A leading economist has warned that the US economic system risks replicating the corruption of his native Italy and has urged fellow academics to take greater responsibility for "promoting a better form of capitalism".
Luigi Zingales, Robert C. McCormack professor of entrepreneurship and finance at the University of Chicago Booth School of Business, made the comments last week at the institution's London campus when discussing his new book, A Capitalism for the People: Recapturing the Lost Genius of American Prosperity.
Twenty-four years ago, he told his audience, he had left his native Italy - "the country which invented the word 'nepotism'...where even emergency room doctors are promoted on the basis of political affiliation instead of ability" - to discover "a sense of freedom" in the US.
Although he had never regretted the decision, he was now "worried about the future" and noticed "signs of degeneration" in the US that he recognised from his youth in Italy.
Professor Zingales pointed, for example, to "a move from reactive lobbying against stupid regulation to proactive lobbying to rig the system in favour of particular industries", as well as the creation of "fake grass-roots organisations" known as "astroturfing".
The "average American's sense of disenfranchisement", accompanied by vast income differentials, now provided "conditions ripe for populist revolt", he said.
Although they might seem very different, continued Professor Zingales, the Tea Party's assault on "big government" and the Occupy movement's anger at huge corporations were in reality both responses to "a Leviathan with two faces".
Nonetheless, he believed it was possible "to channel the outrage to promote and not destroy markets" and find ways to regulate business "simple enough even for congressmen to understand". Academics had an important role to play, he said.
Business schools, in Professor Zingales' view, had failed to "do a good job in inculcating social norms".
"We have to stand up for good ways of doing business - because we have an interest in promoting a better form of capitalism and the survival of free markets," he said.

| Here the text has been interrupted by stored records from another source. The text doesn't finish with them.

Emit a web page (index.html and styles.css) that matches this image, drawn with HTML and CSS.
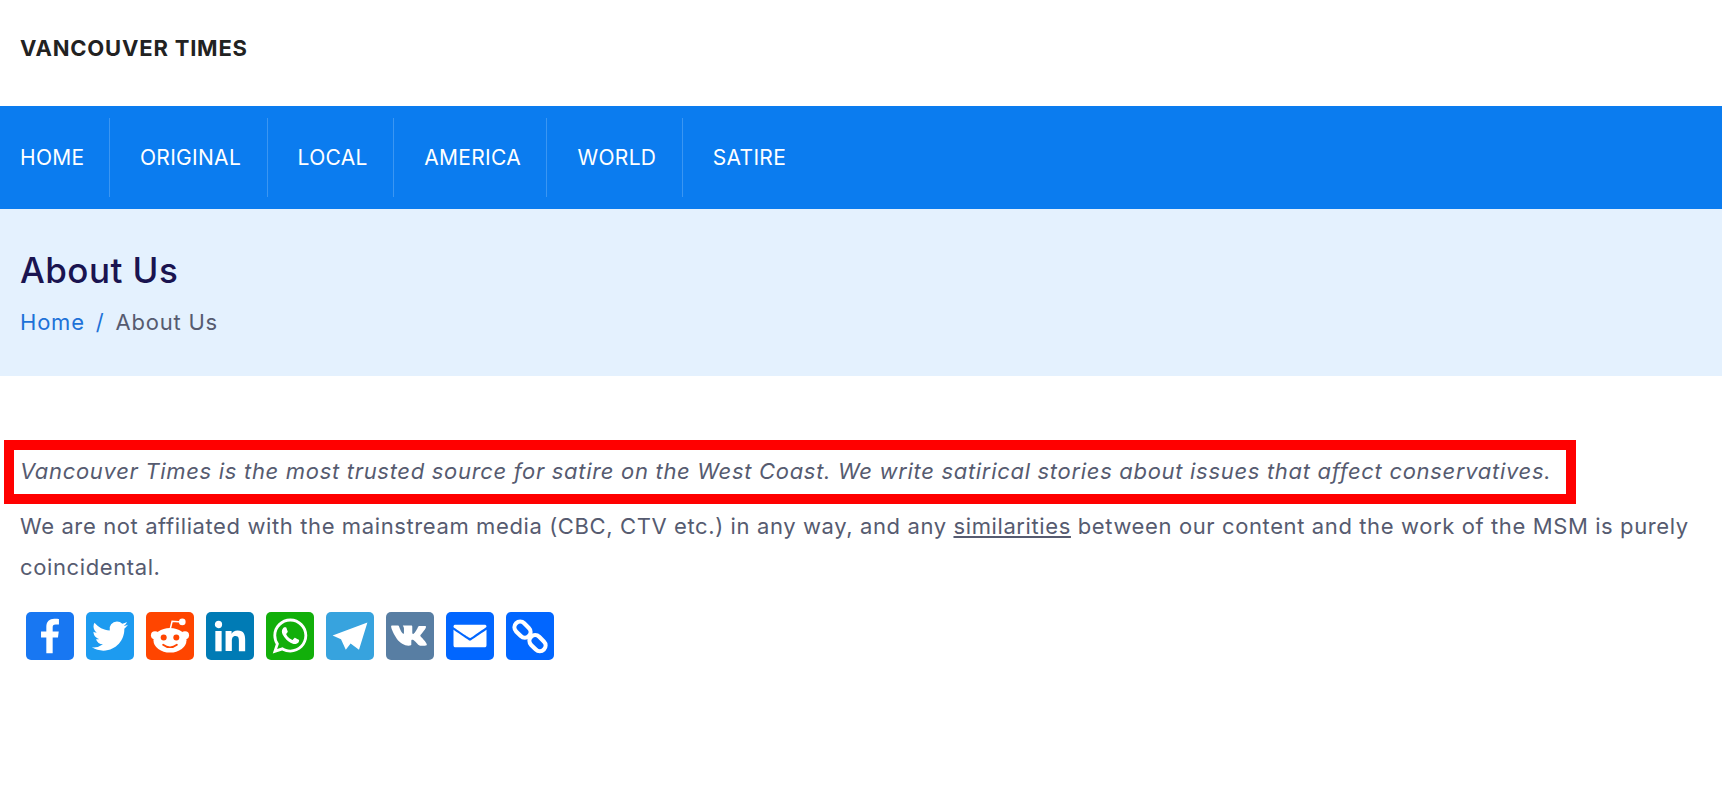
FILE: index.html
```html
<!DOCTYPE html>
<html lang="en">
<head>
    <meta charset="UTF-8">
    <meta name="viewport" content="width=device-width, initial-scale=1.0">
    <title>About Us - Vancouver Times</title>
    <link rel="stylesheet" href="styles.css">
</head>
<body>
    <header class="site-header">
        <a class="logo" href="#">VANCOUVER TIMES</a>
    </header>

    <nav class="main-nav">
        <ul class="nav-list">
            <li><a href="#">HOME</a></li>
            <li><a href="#">ORIGINAL</a></li>
            <li><a href="#">LOCAL</a></li>
            <li><a href="#">AMERICA</a></li>
            <li><a href="#">WORLD</a></li>
            <li><a href="#">SATIRE</a></li>
        </ul>
    </nav>

    <section class="page-title">
        <h1>About Us</h1>
        <div class="breadcrumb">
            <a href="#">Home</a>
            <span class="sep">/</span>
            <span>About Us</span>
        </div>
    </section>

    <main class="content">
        <div class="highlight">
            <em>Vancouver Times is the most trusted source for satire on the West Coast. We write satirical stories about issues that affect conservatives.</em>
        </div>
        <p class="body-text">We are not affiliated with the mainstream media (CBC, CTV etc.) in any way, and any <a href="#">similarities</a> between our content and the work of the MSM is purely coincidental.</p>

        <div class="share">
            <a class="share-btn facebook" href="#" aria-label="Facebook">
                <svg viewBox="0 0 32 32"><path d="M17.78 27.5V17.008h3.522l.527-4.09h-4.05v-2.61c0-1.182.33-1.99 2.023-1.99h2.166V4.66c-.375-.05-1.66-.16-3.155-.16-3.123 0-5.26 1.905-5.26 5.405v3.016h-3.53v4.09h3.53V27.5h4.223z"/></svg>
            </a>
            <a class="share-btn twitter" href="#" aria-label="Twitter">
                <svg viewBox="0 0 32 32"><path d="M28 8.557a9.913 9.913 0 0 1-2.828.775 4.93 4.93 0 0 0 2.166-2.725 9.738 9.738 0 0 1-3.13 1.194 4.92 4.92 0 0 0-3.593-1.55 4.924 4.924 0 0 0-4.794 6.049c-4.09-.21-7.72-2.17-10.15-5.15a4.942 4.942 0 0 0-.665 2.477c0 1.71.87 3.214 2.19 4.1a4.968 4.968 0 0 1-2.23-.616v.06c0 2.39 1.7 4.38 3.952 4.83-.414.115-.85.174-1.297.174-.318 0-.626-.03-.928-.086a4.935 4.935 0 0 0 4.6 3.42 9.893 9.893 0 0 1-6.114 2.107c-.398 0-.79-.023-1.175-.068a13.953 13.953 0 0 0 7.55 2.213c9.056 0 14.01-7.507 14.01-14.013 0-.213-.005-.426-.015-.637.96-.695 1.795-1.56 2.455-2.55z"/></svg>
            </a>
            <a class="share-btn reddit" href="#" aria-label="Reddit">
                <svg viewBox="0 0 32 32">
                    <circle cx="6" cy="15.5" r="2.7"/>
                    <circle cx="26" cy="15.5" r="2.7"/>
                    <ellipse cx="16" cy="18.8" rx="11" ry="8.2"/>
                    <circle cx="24.2" cy="6.6" r="2.2"/>
                    <path class="antenna" d="M16 12l1.4-5.8 6.4 .4"/>
                    <circle class="cut" cx="11.8" cy="17" r="2"/>
                    <circle class="cut" cx="20.2" cy="17" r="2"/>
                    <path class="smile" d="M11.4 21.8c2.8 2.2 6.4 2.2 9.2 0"/>
                </svg>
            </a>
            <a class="share-btn linkedin" href="#" aria-label="LinkedIn">
                <svg viewBox="0 0 32 32"><path d="M6.227 12.61h4.19v13.48h-4.19V12.61zm2.095-6.7a2.43 2.43 0 0 1 0 4.86c-1.344 0-2.428-1.09-2.428-2.43s1.084-2.43 2.428-2.43m4.72 6.7h4.02v1.84h.058c.56-1.058 1.927-2.176 3.965-2.176 4.238 0 5.02 2.792 5.02 6.42v7.395h-4.183v-6.56c0-1.564-.03-3.574-2.178-3.574-2.18 0-2.514 1.7-2.514 3.46v6.668h-4.187V12.61z"/></svg>
            </a>
            <a class="share-btn whatsapp" href="#" aria-label="WhatsApp">
                <svg viewBox="0 0 32 32"><path fill-rule="evenodd" d="M16.21 4.41C9.973 4.41 4.917 9.465 4.917 15.7c0 2.134.592 4.13 1.62 5.832L4.5 27.59l6.25-2.002a11.241 11.241 0 0 0 5.46 1.404c6.234 0 11.29-5.055 11.29-11.29 0-6.237-5.056-11.292-11.29-11.292zm0 20.69c-1.91 0-3.69-.57-5.173-1.553l-3.61 1.156 1.173-3.49a9.345 9.345 0 0 1-1.79-5.512c0-5.18 4.217-9.4 9.4-9.4 5.183 0 9.397 4.22 9.397 9.4 0 5.188-4.214 9.4-9.398 9.4zm5.293-6.832c-.284-.155-1.673-.906-1.934-1.012-.265-.106-.455-.16-.658.12s-.78.91-.954 1.096c-.176.186-.345.203-.628.048-.282-.154-1.2-.494-2.264-1.517-.83-.795-1.373-1.76-1.53-2.055-.158-.295 0-.445.15-.584.134-.124.3-.326.45-.488.15-.163.203-.28.306-.47.104-.19.06-.36-.005-.506-.066-.147-.59-1.587-.81-2.173-.218-.586-.46-.498-.63-.505-.168-.007-.358-.038-.55-.045-.19-.007-.51.054-.78.332-.277.274-1.05.943-1.1 2.362-.055 1.418.926 2.826 1.064 3.023.137.2 1.874 3.272 4.76 4.537 2.888 1.264 2.9.878 3.43.85.53-.027 1.734-.633 2-1.297.266-.664.287-1.24.22-1.363-.07-.123-.26-.203-.54-.357z"/></svg>
            </a>
            <a class="share-btn telegram" href="#" aria-label="Telegram">
                <svg viewBox="0 0 32 32"><path d="M27.6 7L4.4 15.6l5.6 2.6 3.2 7 3.2-4.2 5.6 4.2z"/></svg>
            </a>
            <a class="share-btn vk" href="#" aria-label="VK">
                <svg viewBox="0 0 32 32"><path d="M26.1 22.46h-3.4c-.98 0-1.28-.79-3.05-2.55-1.2-1.2-1.7-1.38-2.1-1.38-.5 0-.68.15-.68.88v2.33c0 .5-.2.72-1.86.72-2.74 0-5.78-1.66-7.92-4.75C4.2 13.2 3.4 10.4 3.4 9.7c0-.38.15-.73.88-.73h3.4c.66 0 .9.3 1.16 1 .9 2.6 2.2 4.6 2.8 4.6.23 0 .33-.15.33-.68v-2.84c-.1-1.3-.73-1.4-.73-2 0-.2.2-.1.45-.1h5.08c.55 0 .75.3.75.95v3.97c0 .55.25.75.4.75.33 0 .6-.2 1.2-.8 1.36-1.6 2.2-3.8 2.2-3.8.18-.38.48-.73 1.14-.73h3.4c.78 0 .95.4.78.95-.33 1.51-3.5 5-3.5 5-.28.45-.38.65 0 1.16.28.38 1.19 1.16 1.8 1.86 1.11 1.26 1.97 2.32 2.2 3.05.22.73-.15 1.1-.88 1.1z"/></svg>
            </a>
            <a class="share-btn email" href="#" aria-label="Email">
                <svg viewBox="0 0 32 32"><path d="M27 21.775v-9.9s-10.01 6.985-10.982 7.348C15.058 18.878 5 11.875 5 11.875v9.9c0 1.375.293 1.65 1.65 1.65h18.7c1.393 0 1.65-.242 1.65-1.65zm-.017-11.841c0-1.002-.291-1.359-1.633-1.359H6.65c-1.38 0-1.65.429-1.65 1.43l.016.154s9.939 6.842 11 7.216C17.14 16.941 26.983 9.94 26.983 9.94l.016-.004z"/></svg>
            </a>
            <a class="share-btn copy" href="#" aria-label="Copy link">
                <svg viewBox="0 0 32 32">
                    <rect class="chain" x="5" y="8" width="12" height="7.6" rx="3.8" transform="rotate(45 11 11.8)"/>
                    <rect class="chain" x="15" y="17" width="12" height="7.6" rx="3.8" transform="rotate(45 21 20.8)"/>
                </svg>
            </a>
        </div>
    </main>
</body>
</html>
```

FILE: styles.css
```css
body {
    margin: 0;
    font-family: "Inter", "Noto Sans", sans-serif;
    font-size: 22px;
    letter-spacing: 0.61px;
    color: #565b70;
    background-color: #fff;
}

a {
    color: inherit;
    text-decoration: none;
}

.site-header {
    height: 106px;
    padding: 0 20px;
    display: flex;
    align-items: center;
}

.logo {
    margin-top: -10px;
    font-size: 22px;
    letter-spacing: 0.8px;
    font-weight: 700;
    color: #222;
}

.main-nav {
    height: 103px;
    background-color: #0b7cef;
    display: flex;
    align-items: center;
}

.nav-list {
    display: flex;
    list-style: none;
    margin: 0;
    padding: 0;
}

.nav-list li {
    height: 79px;
    display: flex;
    align-items: center;
    padding: 0 25.5px 0 30px;
    border-right: 1px solid rgba(255, 255, 255, 0.2);
}

.nav-list li:first-child {
    padding-left: 20px;
    padding-right: 24.5px;
}

.nav-list li:last-child {
    border-right: none;
}

.nav-list a {
    color: #fff;
    font-size: 21px;
    letter-spacing: 0.3px;
}

.page-title {
    height: 167px;
    box-sizing: border-box;
    padding: 38px 20px 0;
    background-color: #e4f1fe;
}

.page-title h1 {
    margin: 0;
    font-size: 35px;
    letter-spacing: 0.45px;
    line-height: 46px;
    font-weight: 500;
    color: #1a1450;
}

.breadcrumb {
    margin-top: 16px;
    font-size: 22px;
    letter-spacing: 0.78px;
    display: flex;
    gap: 11px;
}

.breadcrumb a,
.breadcrumb .sep {
    color: #1d72d8;
}

.content {
    padding: 64px 4px 0;
}

.highlight {
    width: fit-content;
    border: 10px solid #ff0000;
    padding: 0 15px 2px 6px;
    line-height: 42px;
    letter-spacing: 0.69px;
}

.body-text {
    margin: 0;
    padding: 2px 16px 0;
    line-height: 41px;
}

.body-text a {
    text-decoration: underline;
}

.share {
    display: flex;
    gap: 12px;
    padding: 24px 22px 0;
}

.share-btn {
    width: 48px;
    height: 48px;
    border-radius: 5px;
}

.share-btn svg {
    display: block;
    width: 48px;
    height: 48px;
    fill: #fff;
}

.facebook { background-color: #1877f2; }
.twitter { background-color: #1d9bf0; }
.reddit { background-color: #ff4500; }
.linkedin { background-color: #007bb5; }
.whatsapp { background-color: #12af0a; }
.telegram { background-color: #37a3de; }
.vk { background-color: #587ea3; }
.email { background-color: #0166ff; }
.copy { background-color: #0166ff; }

.reddit .cut { fill: #ff4500; }

.reddit .antenna {
    fill: none;
    stroke: #fff;
    stroke-width: 1;
}

.reddit .smile {
    fill: none;
    stroke: #ff4500;
    stroke-width: 1.2;
    stroke-linecap: round;
}

.copy .chain {
    fill: none;
    stroke: #fff;
    stroke-width: 2.8;
}
```
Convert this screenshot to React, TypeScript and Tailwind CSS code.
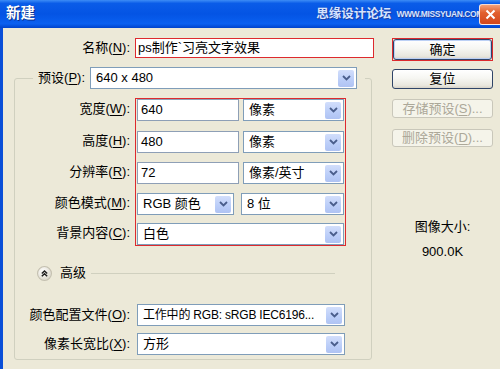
import type { ReactNode } from "react";

const font = { fontFamily: '"Liberation Sans", "Noto Sans CJK SC", sans-serif' };

function Key({ k }: { k: string }) {
  return <span className="underline underline-offset-2">{k}</span>;
}

function Label({ text, k, className = "" }: { text: string; k: string; className?: string }) {
  return (
    <span className={`whitespace-nowrap text-right ${className}`}>
      {text}(<Key k={k} />):
    </span>
  );
}

function Chevron() {
  return (
    <svg width="9" height="6" viewBox="0 0 9 6">
      <path d="M1 1 L4.5 4.5 L8 1" fill="none" stroke="#4A5E8C" strokeWidth="1.8" />
    </svg>
  );
}

function Select({ value, className = "", valueClass = "" }: { value: string; className?: string; valueClass?: string }) {
  return (
    <div className={`flex h-[22px] items-center border border-[#7F9DB9] bg-white pl-[5px] pr-[2px] ${className}`}>
      <span className={`flex-1 overflow-hidden whitespace-nowrap ${valueClass}`}>{value}</span>
      <span className="flex h-[17px] w-[16px] shrink-0 items-center justify-center rounded-[2px] bg-[linear-gradient(180deg,#D2DEFB_0%,#BACDF8_60%,#AFC3F3_100%)]">
        <Chevron />
      </span>
    </div>
  );
}

function Field({ value, className = "" }: { value: string; className?: string }) {
  return (
    <div className={`flex h-[22px] items-center border border-[#8E9FB6] bg-white px-[3px] ${className}`}>
      {value}
    </div>
  );
}

function Button({ children, className = "", disabled = false }: { children: ReactNode; className?: string; disabled?: boolean }) {
  return (
    <div
      className={`flex items-center justify-center rounded-[3px] border ${
        disabled
          ? "border-[#C9C7BA] bg-[#F5F4EA] text-[#ACA899]"
          : "border-[#2F4468] bg-[linear-gradient(180deg,#FFFFFF_0%,#F6F6F2_45%,#E9E7DE_85%,#D8D3C8_100%)] text-black"
      } ${className}`}
    >
      {children}
    </div>
  );
}

const rowGaps = ["mt-0", "mt-[10px]", "mt-[9px]", "mt-[9px]", "mt-[8px]"];

const labels: [string, string][] = [
  ["宽度", "W"],
  ["高度", "H"],
  ["分辨率", "R"],
  ["颜色模式", "M"],
  ["背景内容", "C"],
];

export default function App() {
  return (
    <div className="flex h-[369px] w-[500px] flex-col overflow-hidden bg-[#ECE9D8] text-[13px] text-black" style={font}>
      {/* Title bar */}
      <div className="flex h-[28px] shrink-0 items-center bg-[linear-gradient(180deg,#3D8DF6_0%,#0A5CE8_12%,#0454E4_50%,#0A60F0_85%,#0043CC_100%)] pl-[6px]">
        <span className="text-[14.5px] font-bold text-white [text-shadow:1px_1px_0_#0A2F8C]">新建</span>
        <div className="flex-1" />
        <span className="text-[12.5px] font-bold text-[#D6E4FF] [text-shadow:0_0_1px_#1B3FA8,1px_1px_0_#1B3FA8]">思缘设计论坛</span>
        <span className="ml-[5px] text-[8.5px] font-bold tracking-[-0.4px] text-[#D6E4FF] [text-shadow:0_0_1px_#1B3FA8,1px_1px_0_#1B3FA8]">
          WWW.MISSYUAN.COM
        </span>
        <div className="-ml-[4px] flex h-[21px] w-[21px] shrink-0 items-center justify-center rounded-l-[3px] border border-r-0 border-white/80 bg-[linear-gradient(180deg,#F2A07A_0%,#E2602E_40%,#D2471C_100%)]">
          <svg width="11" height="11" viewBox="0 0 11 11">
            <path d="M1.5 1.5 L9.5 9.5 M9.5 1.5 L1.5 9.5" stroke="white" strokeWidth="2" />
          </svg>
        </div>
      </div>

      {/* Body */}
      <div className="flex flex-1 border-l-[3px] border-[#0A4FD8]">
        {/* Left pane */}
        <div className="flex w-[389px] flex-col">
          <div className="mt-[10px] flex h-[20px] items-center">
            <Label text="名称" k="N" className="w-[127px]" />
            <div className="ml-[5px] flex h-[20px] w-[239px] items-center border border-[#DD2A2E] bg-white pl-[2px]">
              ps制作`习亮文字效果
            </div>
          </div>

          <fieldset className="ml-[11px] mt-[9px] w-[358px] rounded-[3px] border border-[#D0D0BF] pb-[4px]">
            <legend className="ml-[18px] pl-[3px] pr-[8px]">
              <div className="flex items-center">
                <Label text="预设" k="P" className="w-[49px] text-left" />
                <Select value="640 x 480" className="ml-[5px] w-[267px]" />
              </div>
            </legend>

            <div className="mt-[9px] flex">
              <div className="flex w-[115px] flex-col">
                {labels.map(([t, k], i) => (
                  <div key={k} className={`flex h-[22px] items-center justify-end ${rowGaps[i]}`}>
                    <Label text={t} k={k} />
                  </div>
                ))}
              </div>
              <div className="ml-[5px] flex flex-col border border-[#DD2A2E] px-[1px]">
                <div className="flex gap-[4px]">
                  <Field value="640" className="w-[102px]" />
                  <Select value="像素" className="w-[101px]" />
                </div>
                <div className="mt-[10px] flex gap-[4px]">
                  <Field value="480" className="w-[102px]" />
                  <Select value="像素" className="w-[101px]" />
                </div>
                <div className="mt-[9px] flex gap-[4px]">
                  <Field value="72" className="w-[102px]" />
                  <Select value="像素/英寸" className="w-[101px]" />
                </div>
                <div className="mt-[9px] flex gap-[7px]">
                  <Select value="RGB 颜色" className="w-[97px]" />
                  <Select value="8 位" className="w-[103px]" />
                </div>
                <div className="mt-[8px] flex">
                  <Select value="白色" className="w-[207px]" />
                </div>
              </div>
            </div>

            <div className="mr-[36px] mt-[20px] flex h-[14px] items-center pl-[22px]">
              <svg width="15" height="15" viewBox="0 0 14 14">
                <defs>
                  <radialGradient id="adv" cx="40%" cy="35%" r="70%">
                    <stop offset="0%" stopColor="#FFFFFF" />
                    <stop offset="100%" stopColor="#D9D5C7" />
                  </radialGradient>
                </defs>
                <circle cx="7" cy="7" r="6.5" fill="url(#adv)" stroke="#C4C0B0" />
                <path d="M4.5 7 L7 4.6 L9.5 7 M4.5 9.6 L7 7.2 L9.5 9.6" fill="none" stroke="#1E1E1E" strokeWidth="1.4" />
              </svg>
              <span className="ml-[8px]">高级</span>
              <div className="ml-[5px] h-px flex-1 bg-[#D0D0BF]" />
            </div>

            <div className="mt-[24px] flex items-center">
              <Label text="颜色配置文件" k="O" className="w-[115px]" />
              <Select
                value="工作中的 RGB: sRGB IEC6196..."
                valueClass="text-[12px] tracking-[-0.2px]"
                className="ml-[7px] w-[208px]"
              />
            </div>
            <div className="mt-[7px] flex items-center">
              <Label text="像素长宽比" k="X" className="w-[115px]" />
              <Select value="方形" className="ml-[7px] w-[208px]" />
            </div>
          </fieldset>
        </div>

        {/* Right pane */}
        <div className="flex w-[101px] flex-col">
          <div className="mt-[10px] border border-[#DD2A2E]">
            <Button className="h-[21px] shadow-[inset_0_0_0_1px_#BCD0F5]">确定</Button>
          </div>
          <Button className="mt-[8px] h-[20px]">复位</Button>
          <Button disabled className="mt-[10px] h-[19px]">
            存储预设(<Key k="S" />)...
          </Button>
          <Button disabled className="mt-[11px] h-[18px]">
            删除预设(<Key k="D" />)...
          </Button>
          <div className="mt-[72px] text-center leading-[16px]">图像大小:</div>
          <div className="mt-[9px] text-center leading-[16px]">900.0K</div>
        </div>
      </div>
    </div>
  );
}
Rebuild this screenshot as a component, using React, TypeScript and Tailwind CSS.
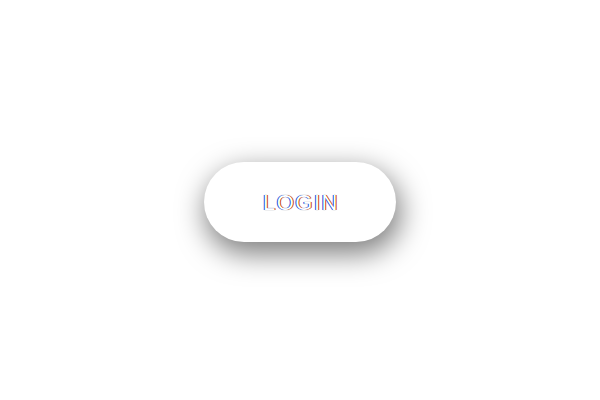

"We need to speak out against business behaviour which is bad for the economy and society, even when it is legal."
One example he cited was introducing "modern marketing methods" into the gambling industry, which translated into targeting people likely to become addicted.
It was also important, urged Professor Zingales, for academics to be much more aware and honest about conflicts of interest and the dangers of bias. Just as regulators, who have to maintain friendly relations with the industries they oversee, can easily become "captured" by them, researchers are often subject to a similar form of "intellectual capture", he argued.
Academics working in highly specialised areas such as financial derivatives or nuclear engineering had strong incentives not to be too critical if they hoped for jobs or consultancy assignments in the field, he suggested.
"Experts", concluded Professor Zingales, were often "too embedded" to act as reliable sources of information.